“Yo
creo que la vida está dividida en lo horrible y lo miserable. En esas dos
categorías. Y lo horrible son los enfermos incurables, los ciegos, los
lisiados... No sé cómo pueden soportar la vida, me parece asombroso. Y los
miserables somos todos los demás. Así que al pasar por la vida deberíamos dar
gracias por ser miserables".
Annie Hall
Decides
que las procesiones y los pocos días de fiesta que te regalan esta semana, santa para
algunos, los dedicarás a estar en tu casa, a poner orden a todo aquello que se
va acumulando en pilas que convierten las dos estancias de las que dispones en
un auténtico bazar. Y mientras ordenas, haces por ver a los amigos que como tú han decidido que el mejor descanso es dejar el coche aparcado en el garaje y no
hacer más kilómetros que los que marcan el perímetro de la ciudad.
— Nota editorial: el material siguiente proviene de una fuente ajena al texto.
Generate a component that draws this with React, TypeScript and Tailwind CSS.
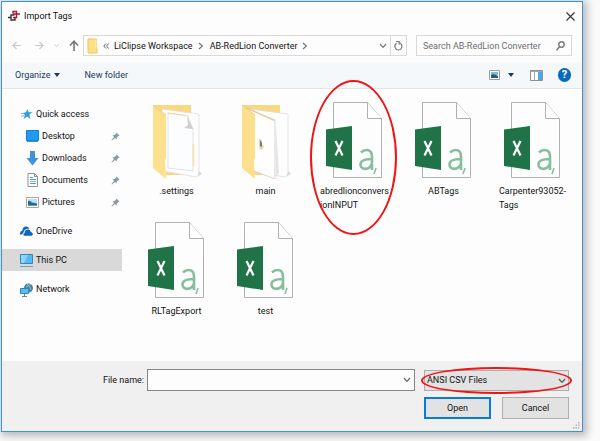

A veces, el
tomar distancias es una postura mental que no requiere más que colocarse dónde uno quiere y alejarse, también mentalmente, de todo aquello que aburre,
incomoda, angustia o, ¿por qué no?, torpedea el ánimo.
Estos
días la ciudad está tomada por los turistas y uno se siente un poco extranjero en su propia casa. El tiempo no acompaña, pero los recién llegados son
inasequibles al desaliento y los atisbas subidos en los autobuses turísticos
descapotados, soportando una ventolera más que desapacible, y agradeces no ser
tú quien anda dando tumbos de norte a sur y de este a oeste de cualquier sitio que no sea el salón de tu casa.
—
¿Quieres que bajemos al puerto?
La pregunta queda suspendida en el
aire porque ataca la sordera selectiva y nos hacemos los suecos cuando el plan
no interesa, es costumbre de la casa. El café con leche se enfría sobre la encimera mientras lee los artículos del periódico
de hace par de días. Desde el jueves, aquí, no hay ni un quiosco abierto.
— ¿Cuándo abre Cristóbal? En este
barrio no hay quien compre un triste diario.
—Supongo que cuando terminen las
procesiones de su pueblo.
Nos acercamos al mercado. Un kilo de
manzanas reineta y una base de hojaldre, una botella de verdejo, medio kilo de mejillones de roca, dos lubinas,
y unos cuantos buñuelos de bacalao porque, aunque andamos empatados en aquello
de las creencias y de la fe, culinariamente hablando somos como una ONU que se
respeta y firma tratados aunque soto voce se cuele algo de jamón o de queso de oveja. Helado de vainilla para mí, palo de trufa para ti.
Y mientras pasan las horas entre de
música que escogemos por turnos, cerramos una sesión de cine, sin palomitas, de
las que no le gustan a él pero me chiflan a mí; y una cena para seis que
improvisaremos con lo que queda en la nevera y las muchas ganas de quedarse en
casa rascándose la barriga sin tener que cumplir ni un solo horario.